Japanese Morning Glory Seedling culling

Japanese Morning glory speckled seedlings

This is one example of culling Japanese Morning Glory Fujishibori seedlings. The green ones will have speckled flowers but the one purple shows a sign of a solid color morning glory. I’m unsure why 80% of this one batch of seeds is speckled and 20% shows signs the flowers will not be speckled but more likely a solid color. It could be that a bee mixed the pollen from a solid colored bloom in the garden and so we have a cross that will also be solid colored. It is possible to simply grow the cull separate because if the pod parent was speckled then it will carry genes and have the potential to produce plants with speckled blooms.

Culling Japanese Morning Glory Kikyo seedlings

This is another example of some Japanese Morning Glory Kikyo seedlings showing a cull that I removed. I already know the cull will not look like the other plants. I could grow the cull separate if I wanted to see what it looked like.
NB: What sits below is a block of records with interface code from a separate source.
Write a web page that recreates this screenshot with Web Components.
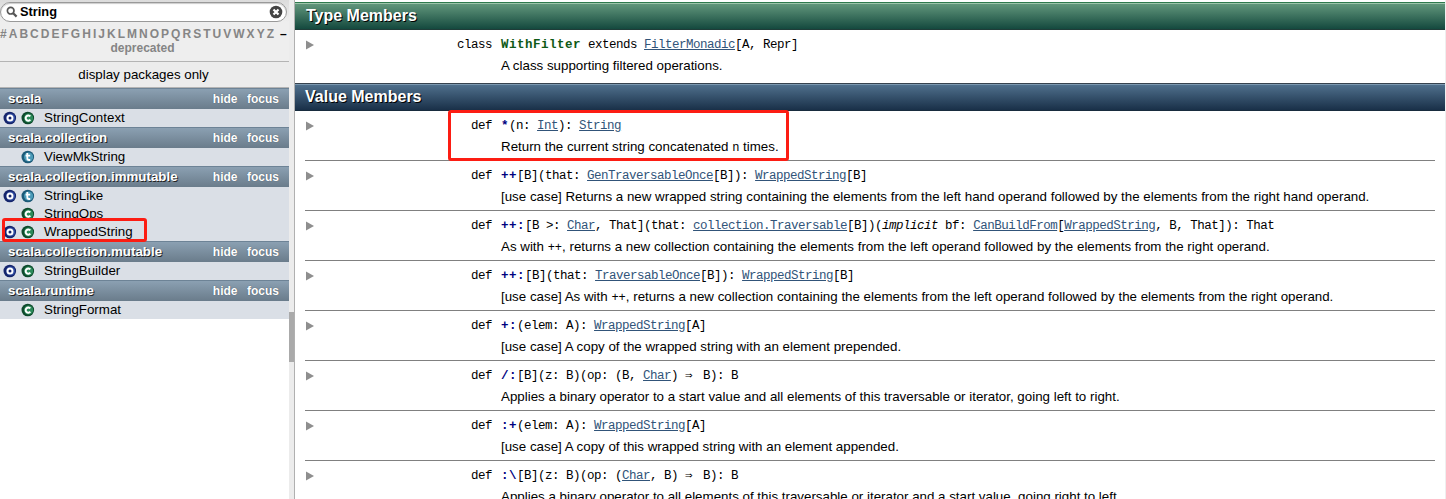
<!DOCTYPE html>
<html lang="en"><head><meta charset="utf-8"><title>WrappedString</title>
<style>html,body{margin:0;height:499px;overflow:hidden;background:#fff}</style></head>
<body><doc-page></doc-page>
<script>
const define=(name,css,html)=>customElements.define(name,class extends HTMLElement{
  constructor(){super();this.attachShadow({mode:'open'});}
  connectedCallback(){this.shadowRoot.innerHTML='<style>'+css+'</style>'+(typeof html==='function'?html(this):html);}
});
const a=s=>'<a>'+s+'</a>', b=s=>'<b>'+s+'</b>';

define('entity-icon',`:host{display:block;width:14px;height:14px}svg{display:block}`,e=>{
  const k=e.getAttribute('kind');
  const c={o:['#14246b','#2d4aa0'],c:['#0e4a2c','#2b8a5a'],t:['#1c5a78','#4a9ab8']}[k];
  const mark={o:'<circle cx="7" cy="7" r="2.5" fill="#16246c" stroke="#fff" stroke-width="2"/>',
   c:'<path d="M9.3 5.4A2.6 2.6 0 1 0 9.3 8.7" fill="none" stroke="#fff" stroke-width="2"/>',
   t:'<path d="M6.3 3V8.3Q6.3 10 8 10H9.2M4.6 5.6H9.2" fill="none" stroke="#fff" stroke-width="1.8"/>'}[k];
  return `<svg width="14" height="14" viewBox="0 0 14 14"><circle cx="6.8" cy="7" r="6.3" fill="${c[0]}"/><circle cx="7.6" cy="7" r="4.6" fill="${c[1]}"/>${mark}</svg>`;});

define('search-box',`:host{display:flex;align-items:center;box-sizing:border-box;width:287px;height:20px;margin-top:2px;border:1px solid #999;border-radius:10px;background:#fff;padding:0 3px 0 5px;box-shadow:inset 0 1px 1px #ccc}
span{flex:1;padding-left:2px;font-weight:bold;font-size:12.8px;line-height:18px}svg{display:block}`,
`<svg width="12" height="12" viewBox="0 0 12 12"><circle cx="4.7" cy="4.7" r="3.3" fill="none" stroke="#555" stroke-width="1.7"/><path d="M7.2 7.2L10.6 10.6" stroke="#555" stroke-width="2.2"/></svg><span><slot></slot></span>
<svg width="14" height="14" viewBox="0 0 14 14"><circle cx="7" cy="7" r="6.3" fill="#444"/><path d="M4.5 4.5L9.5 9.5M9.5 4.5L4.5 9.5" stroke="#fff" stroke-width="2.2"/></svg>`);

define('letter-index',`:host{display:block;height:39px;color:#858585;font-weight:bold;font-size:12px;text-align:center;border-bottom:1px solid #b4b4b4;white-space:nowrap}
.l{display:flex;width:287px;height:14px;line-height:14px;padding-top:5px}.r{display:flex;justify-content:space-between;width:274px}i{font-style:normal;color:#000;margin-left:6px}.d{line-height:15px;padding-right:4px}`,
`<div class="l"><div class="r">${[...'#ABCDEFGHIJKLMNOPQRSTUVWXYZ'].map(c=>'<span>'+c+'</span>').join('')}</div><i>–</i></div><div class="d">deprecated</div>`);

define('package-header',`:host{display:flex;box-sizing:border-box;height:21px;border-top:1px solid #6d8396;background:linear-gradient(#8ba0b2,#6a7c8b);color:#fff;font-weight:bold;font-size:12px;line-height:20px;padding:0 10px 0 8px;text-shadow:#3c4a56 0 0 1px}
.n{flex:1;font-size:13.33px;text-shadow:#222 1px 1px 0}.f{margin-left:9.5px}`,`<span class="n"><slot></slot></span><span>hide</span><span class="f">focus</span>`);

define('entity-row',`:host{display:flex;align-items:center;height:18px;background:#dadfe6;font-size:13.33px;line-height:18px}
div{width:18px;height:14px;flex:none}div:first-of-type{margin-left:3px}span{margin-left:5px}`,
e=>`<div>${e.hasAttribute('companion')?'<entity-icon kind="o"></entity-icon>':''}</div><div><entity-icon kind="${e.getAttribute('kind')}"></entity-icon></div><span><slot></slot></span>`);

define('side-panel',`:host{display:flex;position:relative;width:295px;height:499px;flex:none}
.c{width:289px;background:#fff}.top{height:62px;background:linear-gradient(#dcdcdc,#eee 22px);}
.p{height:26px;line-height:26px;text-align:center;font-size:13.33px;background:#ececec;border-bottom:1px solid #b4b4b4;box-sizing:border-box;padding-right:2px}
.s{width:5px;background:#ececec;border-right:1px solid #b0b0b0}.thumb{margin-top:312px;height:50px;background:#aaa}
.mark{position:absolute;left:2px;top:218px;width:139px;height:18px;border:3px solid #fc1d13;border-radius:3px}`,
`<div class="c"><div class="top"><div style="height:22px;display:flex"><search-box>String</search-box></div><letter-index></letter-index></div><div class="p">display packages only</div>
<package-header>scala</package-header><entity-row companion kind="c">StringContext</entity-row>
<package-header>scala.collection</package-header><entity-row kind="t">ViewMkString</entity-row>
<package-header>scala.collection.immutable</package-header><entity-row companion kind="t">StringLike</entity-row><entity-row kind="c">StringOps</entity-row><entity-row companion kind="c">WrappedString</entity-row>
<package-header>scala.collection.mutable</package-header><entity-row companion kind="c">StringBuilder</entity-row>
<package-header>scala.runtime</package-header><entity-row kind="c">StringFormat</entity-row></div><div class="s"><div class="thumb"></div></div><div class="mark"></div>`);

define('member-header',`:host{display:block;box-sizing:border-box;height:28px;margin-right:1px;padding-left:10px;color:#fff;font-weight:bold;font-size:16px;line-height:25px;text-shadow:#000 1px 1px 0;border-top:1px solid #37434f;border-bottom:1px solid #182c3e;background:linear-gradient(#7b98b0 1px,#4f6f8c 1px,#193048)}
:host([type]){padding-left:11px;border-top-color:#2f7a4e;border-bottom-color:#1f3c38;background:linear-gradient(#9dc4ab 1px,#61967b 1px,#14493e)}`,`<slot></slot>`);

define('member-row',`:host{display:flex;box-sizing:border-box;height:50px;margin:0 11px 0 10px;border-bottom:1px solid #808080;white-space:pre}
:host([last]){border:0;height:53px}svg{margin:10px 0 0 1px;flex:none}
.k{width:178px}.k{text-align:right}.b{padding-left:9px}
.sig,.k{font-family:"Liberation Mono",monospace;font-size:12.5px;letter-spacing:-.501px;height:16px;line-height:16px;padding-top:7px}
.sig b{letter-spacing:.499px;color:#00007f}.sig b.g{color:#0f5a16}.sig a{color:#315479;text-decoration:underline}.sig u{display:inline-block;width:11px;text-decoration:none}
.d{font-size:13.33px;line-height:18px;padding-top:4px}.d code{display:inline-block;font-family:"Liberation Mono",monospace;font-size:12px;line-height:10px}`,
e=>`<svg width="8" height="10" viewBox="0 0 8 10"><path d="M0 .5L8 5L0 9.5Z" fill="#8e8e8e"/></svg><div class="k">${e.getAttribute('kind')||'def'}</div><div class="b"><div class="sig">${e.sig}</div><div class="d">${e.desc}</div></div>`);

define('member-list',`:host{display:block;flex:1;min-width:0;height:497px;padding-top:2px;overflow:hidden;position:relative}
.mark{position:absolute;left:153px;top:110px;width:335px;height:45px;border:3px solid #fc1d13;border-radius:3px}.edge{position:absolute;right:0;top:0;width:1px;height:499px;background:#efefef}`,'<member-header type>Type Members</member-header><div id="t"></div><member-header>Value Members</member-header><div id="v"></div><div class="edge"></div><div class="mark"></div>');

const W=a('WrappedString'), AR='<u>⇒</u>';
const rows=[
 [b('*')+'(n: '+a('Int')+'): '+a('String'),'Return the current string concatenated <code>n</code> times.'],
 [b('++')+'[B](that: '+a('GenTraversableOnce')+'[B]): '+W+'[B]','[use case] Returns a new wrapped string containing the elements from the left hand operand followed by the elements from the right hand operand.'],
 [b('++:')+'[B &gt;: '+a('Char')+', That](that: '+a('collection.Traversable')+'[B])(<i>implicit</i> bf: '+a('CanBuildFrom')+'['+W+', B, That]): That','As with <code>++</code>, returns a new collection containing the elements from the left operand followed by the elements from the right operand.'],
 [b('++:')+'[B](that: '+a('TraversableOnce')+'[B]): '+W+'[B]','[use case] As with <code>++</code>, returns a new collection containing the elements from the left operand followed by the elements from the right operand.'],
 [b('+:')+'(elem: A): '+W+'[A]','[use case] A copy of the wrapped string with an element prepended.'],
 [b('/:')+'[B](z: B)(op: (B, '+a('Char')+') '+AR+' B): B','Applies a binary operator to a start value and all elements of this traversable or iterator, going left to right.'],
 [b(':+')+'(elem: A): '+W+'[A]','[use case] A copy of this wrapped string with an element appended.'],
 [b(':\\')+'[B](z: B)(op: ('+a('Char')+', B) '+AR+' B): B','Applies a binary operator to all elements of this traversable or iterator and a start value, going right to left.']];
define('doc-page',`:host{display:flex;width:1446px;height:499px;font-family:"Liberation Sans",Arial,sans-serif;color:#000}`,`<side-panel></side-panel><member-list></member-list>`);
const list=document.querySelector('doc-page').shadowRoot.querySelector('member-list').shadowRoot;
const add=(id,[sig,desc],kind)=>{const r=document.createElement('member-row');r.sig=sig;r.desc=desc;if(kind){r.setAttribute('kind',kind);r.setAttribute('last','')}list.getElementById(id).append(r)};
add('t',['<b class="g">WithFilter</b> extends '+a('FilterMonadic')+'[A, Repr]','A class supporting filtered operations.'],'class');
rows.forEach(r=>add('v',r));
</script></body></html>
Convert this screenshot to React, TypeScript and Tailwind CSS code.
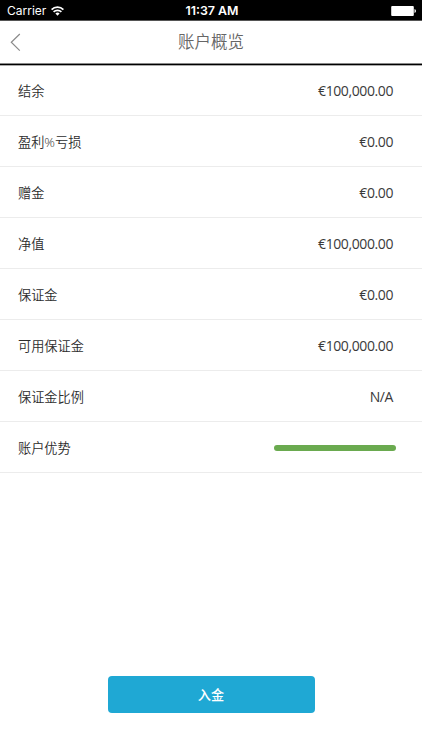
import React from 'react';

const rows: [string, string | null][] = [
  ['结余', '€100,000.00'],
  ['盈利%亏损', '€0.00'],
  ['赠金', '€0.00'],
  ['净值', '€100,000.00'],
  ['保证金', '€0.00'],
  ['可用保证金', '€100,000.00'],
  ['保证金比例', 'N/A'],
  ['账户优势', null],
];

export default function App() {
  return (
    <div className="flex h-[750px] w-[422px] flex-col overflow-hidden bg-white font-['Open_Sans','Noto_Sans_CJK_SC',sans-serif] text-[#3a3a3a]">
      <div className="grid h-[21px] shrink-0 grid-cols-3 items-center border-b border-[#555] bg-black pt-[2px] pr-[5px] pl-[7px] font-['Inter',sans-serif] text-[12px] text-white">
        <div className="flex items-center gap-[5px]">
          <span>Carrier</span>
          <svg width="13" height="10" viewBox="0 0 13 10" fill="none" stroke="white" strokeWidth="1.7">
            <path d="M0.6 3.6a8.400 8.400 0 0 1 11.800 0M2.600 5.900a5.500 5.500 0 0 1 7.800 0" />
            <path d="M6.5 9.8L4.400 7.600a3 3 0 0 1 4.200 0z" fill="white" stroke="none" />
          </svg>
        </div>
        <div className="text-center text-[12.400px] font-semibold">11:37 AM</div>
        <svg className="justify-self-end" width="26" height="10" viewBox="0 0 26 10">
          <rect x="0.2" y="0" width="22.600" height="10" rx="1" fill="white" />
          <path d="M23.500 3v4q1.500-.5 1.500-2t-1.500-2z" fill="white" />
        </svg>
      </div>
      <header className="grid h-[44px] shrink-0 grid-cols-[40px_1fr_40px] items-center border-b border-black shadow-[inset_0_-1px_0_#888,0_1px_0_#aaa]">
        <svg className="ml-[10px]" width="12" height="19" viewBox="0 0 12 19" fill="none" stroke="#8a8a8a" strokeWidth="1.2">
          <path d="M9.800 1L1.300 9.300l8.500 8.300" />
        </svg>
        <h1 className="text-center text-[16.500px] leading-none font-[350] text-[#666]">账户概览</h1>
      </header>
      <main>
        {rows.map(([label, value]) => (
          <div key={label} className="flex h-[51px] items-center justify-between border-b border-[#ececec] pt-[2px] pr-[29px] pl-[18px] text-[13.200px]">
            <span className="pt-[2px] font-[350] text-[#2c2c2c]">{label}</span>
            {value ? (
              <span className="pb-[2px] text-[14px] tracking-[-0.4px]">{value}</span>
            ) : (
              <span className="-mr-[3px] h-[6px] w-[122px] rounded-full bg-[#6aaa4f]" />
            )}
          </div>
        ))}
      </main>
      <button className="mt-auto mb-[37px] h-[37px] w-[207px] self-center rounded-[4px] bg-[#1fa8d4] pt-[2px] text-[13.200px] font-medium text-white">入金</button>
    </div>
  );
}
Probably what happened is a bee mixed the pollen with a round flower plant and resulted in one different looking seedling. Since the kikyo whirlpool leaf gene is recessive the dominant gene inheritance made the seedling look like the round flowered normal leafed parent.

This plant will carry for the whirlpool gene. It is possible to spot these culls and remove them when growing open pollinated seeds.